▶ [EXERCISE DIRECTIONS]:
Quote every line of the data below as it stands, omitting pictures.

-- Start GIVEN INFORMATION --

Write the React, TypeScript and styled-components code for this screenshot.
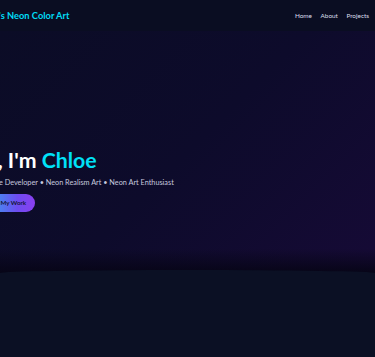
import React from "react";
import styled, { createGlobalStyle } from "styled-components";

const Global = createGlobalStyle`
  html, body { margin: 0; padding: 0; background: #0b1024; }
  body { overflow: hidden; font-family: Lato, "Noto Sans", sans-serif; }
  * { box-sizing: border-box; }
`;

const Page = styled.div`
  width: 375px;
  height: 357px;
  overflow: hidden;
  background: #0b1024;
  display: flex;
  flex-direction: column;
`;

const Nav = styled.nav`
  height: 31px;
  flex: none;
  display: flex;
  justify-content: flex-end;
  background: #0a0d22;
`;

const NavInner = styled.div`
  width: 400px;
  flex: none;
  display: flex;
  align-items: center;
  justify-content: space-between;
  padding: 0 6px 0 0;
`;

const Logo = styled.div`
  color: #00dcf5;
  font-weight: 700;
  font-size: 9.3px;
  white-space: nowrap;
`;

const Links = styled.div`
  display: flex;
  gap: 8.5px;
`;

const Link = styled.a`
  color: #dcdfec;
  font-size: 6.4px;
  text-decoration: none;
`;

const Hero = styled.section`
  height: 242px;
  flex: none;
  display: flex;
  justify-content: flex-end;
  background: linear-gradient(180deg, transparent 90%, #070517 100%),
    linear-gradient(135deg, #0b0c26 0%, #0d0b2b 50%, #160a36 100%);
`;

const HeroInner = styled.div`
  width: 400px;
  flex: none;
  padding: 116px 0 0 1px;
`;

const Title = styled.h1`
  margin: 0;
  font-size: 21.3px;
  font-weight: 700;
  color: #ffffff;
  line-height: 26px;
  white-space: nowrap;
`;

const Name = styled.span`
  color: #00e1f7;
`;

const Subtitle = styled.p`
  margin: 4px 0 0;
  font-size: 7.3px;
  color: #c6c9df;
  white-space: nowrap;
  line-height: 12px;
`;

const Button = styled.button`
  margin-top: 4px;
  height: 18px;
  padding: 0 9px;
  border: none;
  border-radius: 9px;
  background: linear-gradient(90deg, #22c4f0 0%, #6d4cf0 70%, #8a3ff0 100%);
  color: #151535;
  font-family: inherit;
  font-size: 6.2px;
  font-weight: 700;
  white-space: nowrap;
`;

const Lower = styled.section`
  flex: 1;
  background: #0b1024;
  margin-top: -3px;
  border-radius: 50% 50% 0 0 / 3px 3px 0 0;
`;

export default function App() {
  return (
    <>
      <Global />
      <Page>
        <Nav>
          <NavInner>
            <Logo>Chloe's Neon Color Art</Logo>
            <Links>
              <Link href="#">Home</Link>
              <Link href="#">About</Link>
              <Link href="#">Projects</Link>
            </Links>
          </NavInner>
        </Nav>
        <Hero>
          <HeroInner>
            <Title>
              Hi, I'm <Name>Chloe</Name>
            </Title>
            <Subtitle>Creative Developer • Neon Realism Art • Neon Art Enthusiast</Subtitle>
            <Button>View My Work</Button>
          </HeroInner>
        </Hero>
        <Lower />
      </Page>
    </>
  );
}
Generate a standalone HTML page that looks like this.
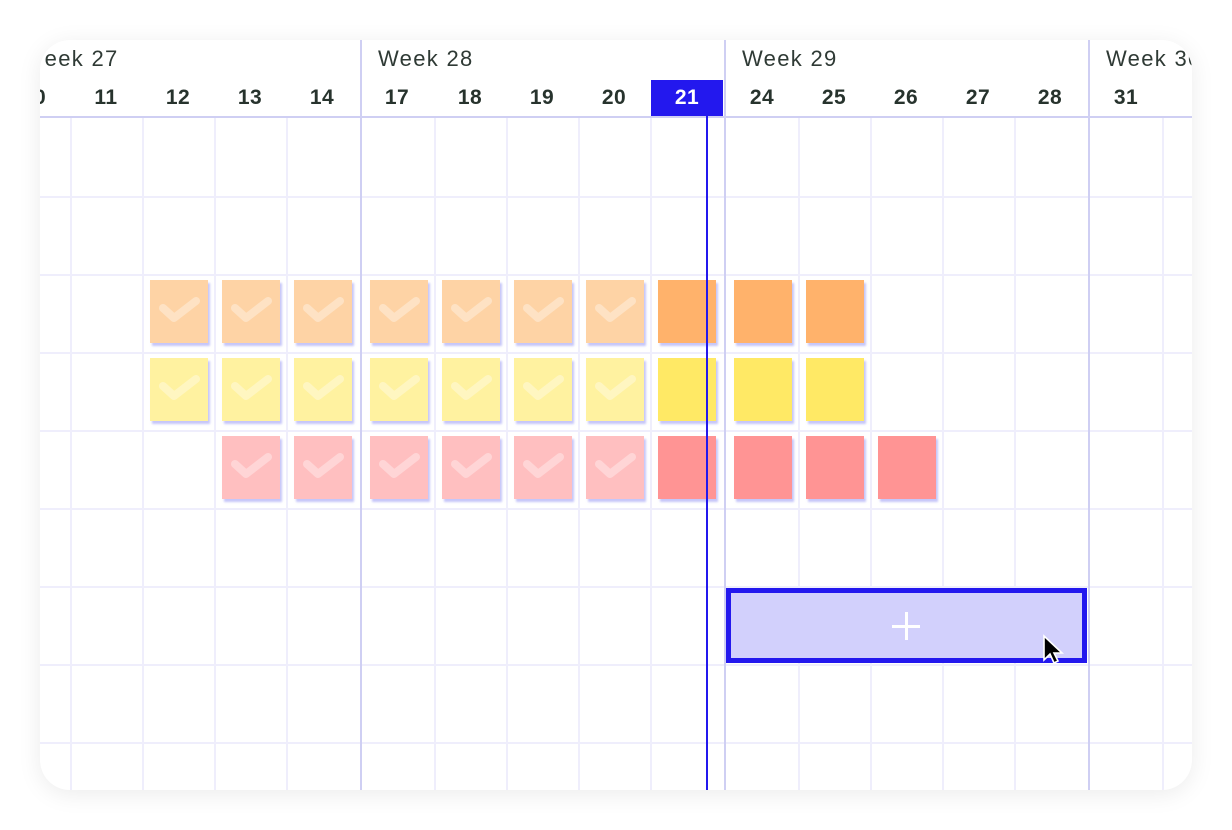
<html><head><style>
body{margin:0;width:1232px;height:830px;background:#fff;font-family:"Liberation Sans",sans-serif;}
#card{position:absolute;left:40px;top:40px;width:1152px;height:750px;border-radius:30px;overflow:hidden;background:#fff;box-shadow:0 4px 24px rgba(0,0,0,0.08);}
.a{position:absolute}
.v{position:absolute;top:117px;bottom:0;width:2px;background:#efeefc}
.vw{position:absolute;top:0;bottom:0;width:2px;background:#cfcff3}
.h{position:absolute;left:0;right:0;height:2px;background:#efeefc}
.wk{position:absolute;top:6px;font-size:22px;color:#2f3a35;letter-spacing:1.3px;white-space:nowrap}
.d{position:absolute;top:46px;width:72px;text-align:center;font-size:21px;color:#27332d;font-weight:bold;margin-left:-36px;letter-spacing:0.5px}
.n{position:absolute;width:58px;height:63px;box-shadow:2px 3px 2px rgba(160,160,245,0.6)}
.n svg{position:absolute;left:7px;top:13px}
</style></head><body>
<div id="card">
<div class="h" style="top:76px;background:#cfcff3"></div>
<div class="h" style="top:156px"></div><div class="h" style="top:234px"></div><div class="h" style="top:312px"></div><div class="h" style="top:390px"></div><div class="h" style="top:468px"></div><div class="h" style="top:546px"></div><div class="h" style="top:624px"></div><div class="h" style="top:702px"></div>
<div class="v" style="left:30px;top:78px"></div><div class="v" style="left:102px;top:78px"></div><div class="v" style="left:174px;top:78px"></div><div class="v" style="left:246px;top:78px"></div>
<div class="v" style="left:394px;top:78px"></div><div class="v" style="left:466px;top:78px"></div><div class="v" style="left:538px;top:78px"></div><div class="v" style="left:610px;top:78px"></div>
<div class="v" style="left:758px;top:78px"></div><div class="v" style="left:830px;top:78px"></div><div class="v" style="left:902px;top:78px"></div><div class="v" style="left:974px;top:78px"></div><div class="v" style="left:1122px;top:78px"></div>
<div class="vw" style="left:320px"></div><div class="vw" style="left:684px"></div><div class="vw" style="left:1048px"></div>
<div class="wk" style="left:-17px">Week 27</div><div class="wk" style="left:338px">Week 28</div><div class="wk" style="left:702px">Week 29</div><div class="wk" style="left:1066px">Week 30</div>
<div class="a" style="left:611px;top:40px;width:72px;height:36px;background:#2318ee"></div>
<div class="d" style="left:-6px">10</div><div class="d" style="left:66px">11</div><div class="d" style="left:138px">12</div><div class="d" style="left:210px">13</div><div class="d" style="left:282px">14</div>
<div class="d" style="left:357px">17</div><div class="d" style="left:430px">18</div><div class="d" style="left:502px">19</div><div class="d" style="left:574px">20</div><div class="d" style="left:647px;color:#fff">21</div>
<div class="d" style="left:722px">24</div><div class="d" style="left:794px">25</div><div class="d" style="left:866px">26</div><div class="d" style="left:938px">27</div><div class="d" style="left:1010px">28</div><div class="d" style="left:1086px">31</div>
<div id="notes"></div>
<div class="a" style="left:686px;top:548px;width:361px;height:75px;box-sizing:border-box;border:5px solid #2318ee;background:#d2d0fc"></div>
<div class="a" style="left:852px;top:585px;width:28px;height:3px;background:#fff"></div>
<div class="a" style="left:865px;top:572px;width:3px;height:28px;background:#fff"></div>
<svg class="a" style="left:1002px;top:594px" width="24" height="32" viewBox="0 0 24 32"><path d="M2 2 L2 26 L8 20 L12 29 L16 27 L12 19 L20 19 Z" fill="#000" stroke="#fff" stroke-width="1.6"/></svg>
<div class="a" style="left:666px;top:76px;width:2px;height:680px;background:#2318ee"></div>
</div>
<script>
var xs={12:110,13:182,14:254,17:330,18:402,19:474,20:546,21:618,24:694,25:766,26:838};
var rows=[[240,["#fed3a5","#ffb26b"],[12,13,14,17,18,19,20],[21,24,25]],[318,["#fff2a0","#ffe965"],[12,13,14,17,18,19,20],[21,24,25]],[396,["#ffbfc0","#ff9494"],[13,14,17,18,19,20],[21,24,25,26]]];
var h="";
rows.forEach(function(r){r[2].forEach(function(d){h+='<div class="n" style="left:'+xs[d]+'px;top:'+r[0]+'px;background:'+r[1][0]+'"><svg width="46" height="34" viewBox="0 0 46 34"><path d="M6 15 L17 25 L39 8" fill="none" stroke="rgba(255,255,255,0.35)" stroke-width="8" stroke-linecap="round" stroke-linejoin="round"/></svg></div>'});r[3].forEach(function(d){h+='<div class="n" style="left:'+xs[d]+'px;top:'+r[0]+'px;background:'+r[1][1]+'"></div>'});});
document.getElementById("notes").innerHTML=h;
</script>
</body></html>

-- End GIVEN INFORMATION --

▶ [EXPECTED ANSWER]:
Write the React, TypeScript and styled-components code for this screenshot.
import React from "react";
import styled, { createGlobalStyle } from "styled-components";

const Global = createGlobalStyle`
  html, body { margin: 0; padding: 0; background: #0b1024; }
  body { overflow: hidden; font-family: Lato, "Noto Sans", sans-serif; }
  * { box-sizing: border-box; }
`;

const Page = styled.div`
  width: 375px;
  height: 357px;
  overflow: hidden;
  background: #0b1024;
  display: flex;
  flex-direction: column;
`;

const Nav = styled.nav`
  height: 31px;
  flex: none;
  display: flex;
  justify-content: flex-end;
  background: #0a0d22;
`;

const NavInner = styled.div`
  width: 400px;
  flex: none;
  display: flex;
  align-items: center;
  justify-content: space-between;
  padding: 0 6px 0 0;
`;

const Logo = styled.div`
  color: #00dcf5;
  font-weight: 700;
  font-size: 9.3px;
  white-space: nowrap;
`;

const Links = styled.div`
  display: flex;
  gap: 8.5px;
`;

const Link = styled.a`
  color: #dcdfec;
  font-size: 6.4px;
  text-decoration: none;
`;

const Hero = styled.section`
  height: 242px;
  flex: none;
  display: flex;
  justify-content: flex-end;
  background: linear-gradient(180deg, transparent 90%, #070517 100%),
    linear-gradient(135deg, #0b0c26 0%, #0d0b2b 50%, #160a36 100%);
`;

const HeroInner = styled.div`
  width: 400px;
  flex: none;
  padding: 116px 0 0 1px;
`;

const Title = styled.h1`
  margin: 0;
  font-size: 21.3px;
  font-weight: 700;
  color: #ffffff;
  line-height: 26px;
  white-space: nowrap;
`;

const Name = styled.span`
  color: #00e1f7;
`;

const Subtitle = styled.p`
  margin: 4px 0 0;
  font-size: 7.3px;
  color: #c6c9df;
  white-space: nowrap;
  line-height: 12px;
`;

const Button = styled.button`
  margin-top: 4px;
  height: 18px;
  padding: 0 9px;
  border: none;
  border-radius: 9px;
  background: linear-gradient(90deg, #22c4f0 0%, #6d4cf0 70%, #8a3ff0 100%);
  color: #151535;
  font-family: inherit;
  font-size: 6.2px;
  font-weight: 700;
  white-space: nowrap;
`;

const Lower = styled.section`
  flex: 1;
  background: #0b1024;
  margin-top: -3px;
  border-radius: 50% 50% 0 0 / 3px 3px 0 0;
`;

export default function App() {
  return (
    <>
      <Global />
      <Page>
        <Nav>
          <NavInner>
            <Logo>Chloe's Neon Color Art</Logo>
            <Links>
              <Link href="#">Home</Link>
              <Link href="#">About</Link>
              <Link href="#">Projects</Link>
            </Links>
          </NavInner>
        </Nav>
        <Hero>
          <HeroInner>
            <Title>
              Hi, I'm <Name>Chloe</Name>
            </Title>
            <Subtitle>Creative Developer • Neon Realism Art • Neon Art Enthusiast</Subtitle>
            <Button>View My Work</Button>
          </HeroInner>
        </Hero>
        <Lower />
      </Page>
    </>
  );
}
Generate a standalone HTML page that looks like this.
<html><head><style>
body{margin:0;width:1232px;height:830px;background:#fff;font-family:"Liberation Sans",sans-serif;}
#card{position:absolute;left:40px;top:40px;width:1152px;height:750px;border-radius:30px;overflow:hidden;background:#fff;box-shadow:0 4px 24px rgba(0,0,0,0.08);}
.a{position:absolute}
.v{position:absolute;top:117px;bottom:0;width:2px;background:#efeefc}
.vw{position:absolute;top:0;bottom:0;width:2px;background:#cfcff3}
.h{position:absolute;left:0;right:0;height:2px;background:#efeefc}
.wk{position:absolute;top:6px;font-size:22px;color:#2f3a35;letter-spacing:1.3px;white-space:nowrap}
.d{position:absolute;top:46px;width:72px;text-align:center;font-size:21px;color:#27332d;font-weight:bold;margin-left:-36px;letter-spacing:0.5px}
.n{position:absolute;width:58px;height:63px;box-shadow:2px 3px 2px rgba(160,160,245,0.6)}
.n svg{position:absolute;left:7px;top:13px}
</style></head><body>
<div id="card">
<div class="h" style="top:76px;background:#cfcff3"></div>
<div class="h" style="top:156px"></div><div class="h" style="top:234px"></div><div class="h" style="top:312px"></div><div class="h" style="top:390px"></div><div class="h" style="top:468px"></div><div class="h" style="top:546px"></div><div class="h" style="top:624px"></div><div class="h" style="top:702px"></div>
<div class="v" style="left:30px;top:78px"></div><div class="v" style="left:102px;top:78px"></div><div class="v" style="left:174px;top:78px"></div><div class="v" style="left:246px;top:78px"></div>
<div class="v" style="left:394px;top:78px"></div><div class="v" style="left:466px;top:78px"></div><div class="v" style="left:538px;top:78px"></div><div class="v" style="left:610px;top:78px"></div>
<div class="v" style="left:758px;top:78px"></div><div class="v" style="left:830px;top:78px"></div><div class="v" style="left:902px;top:78px"></div><div class="v" style="left:974px;top:78px"></div><div class="v" style="left:1122px;top:78px"></div>
<div class="vw" style="left:320px"></div><div class="vw" style="left:684px"></div><div class="vw" style="left:1048px"></div>
<div class="wk" style="left:-17px">Week 27</div><div class="wk" style="left:338px">Week 28</div><div class="wk" style="left:702px">Week 29</div><div class="wk" style="left:1066px">Week 30</div>
<div class="a" style="left:611px;top:40px;width:72px;height:36px;background:#2318ee"></div>
<div class="d" style="left:-6px">10</div><div class="d" style="left:66px">11</div><div class="d" style="left:138px">12</div><div class="d" style="left:210px">13</div><div class="d" style="left:282px">14</div>
<div class="d" style="left:357px">17</div><div class="d" style="left:430px">18</div><div class="d" style="left:502px">19</div><div class="d" style="left:574px">20</div><div class="d" style="left:647px;color:#fff">21</div>
<div class="d" style="left:722px">24</div><div class="d" style="left:794px">25</div><div class="d" style="left:866px">26</div><div class="d" style="left:938px">27</div><div class="d" style="left:1010px">28</div><div class="d" style="left:1086px">31</div>
<div id="notes"></div>
<div class="a" style="left:686px;top:548px;width:361px;height:75px;box-sizing:border-box;border:5px solid #2318ee;background:#d2d0fc"></div>
<div class="a" style="left:852px;top:585px;width:28px;height:3px;background:#fff"></div>
<div class="a" style="left:865px;top:572px;width:3px;height:28px;background:#fff"></div>
<svg class="a" style="left:1002px;top:594px" width="24" height="32" viewBox="0 0 24 32"><path d="M2 2 L2 26 L8 20 L12 29 L16 27 L12 19 L20 19 Z" fill="#000" stroke="#fff" stroke-width="1.6"/></svg>
<div class="a" style="left:666px;top:76px;width:2px;height:680px;background:#2318ee"></div>
</div>
<script>
var xs={12:110,13:182,14:254,17:330,18:402,19:474,20:546,21:618,24:694,25:766,26:838};
var rows=[[240,["#fed3a5","#ffb26b"],[12,13,14,17,18,19,20],[21,24,25]],[318,["#fff2a0","#ffe965"],[12,13,14,17,18,19,20],[21,24,25]],[396,["#ffbfc0","#ff9494"],[13,14,17,18,19,20],[21,24,25,26]]];
var h="";
rows.forEach(function(r){r[2].forEach(function(d){h+='<div class="n" style="left:'+xs[d]+'px;top:'+r[0]+'px;background:'+r[1][0]+'"><svg width="46" height="34" viewBox="0 0 46 34"><path d="M6 15 L17 25 L39 8" fill="none" stroke="rgba(255,255,255,0.35)" stroke-width="8" stroke-linecap="round" stroke-linejoin="round"/></svg></div>'});r[3].forEach(function(d){h+='<div class="n" style="left:'+xs[d]+'px;top:'+r[0]+'px;background:'+r[1][1]+'"></div>'});});
document.getElementById("notes").innerHTML=h;
</script>
</body></html>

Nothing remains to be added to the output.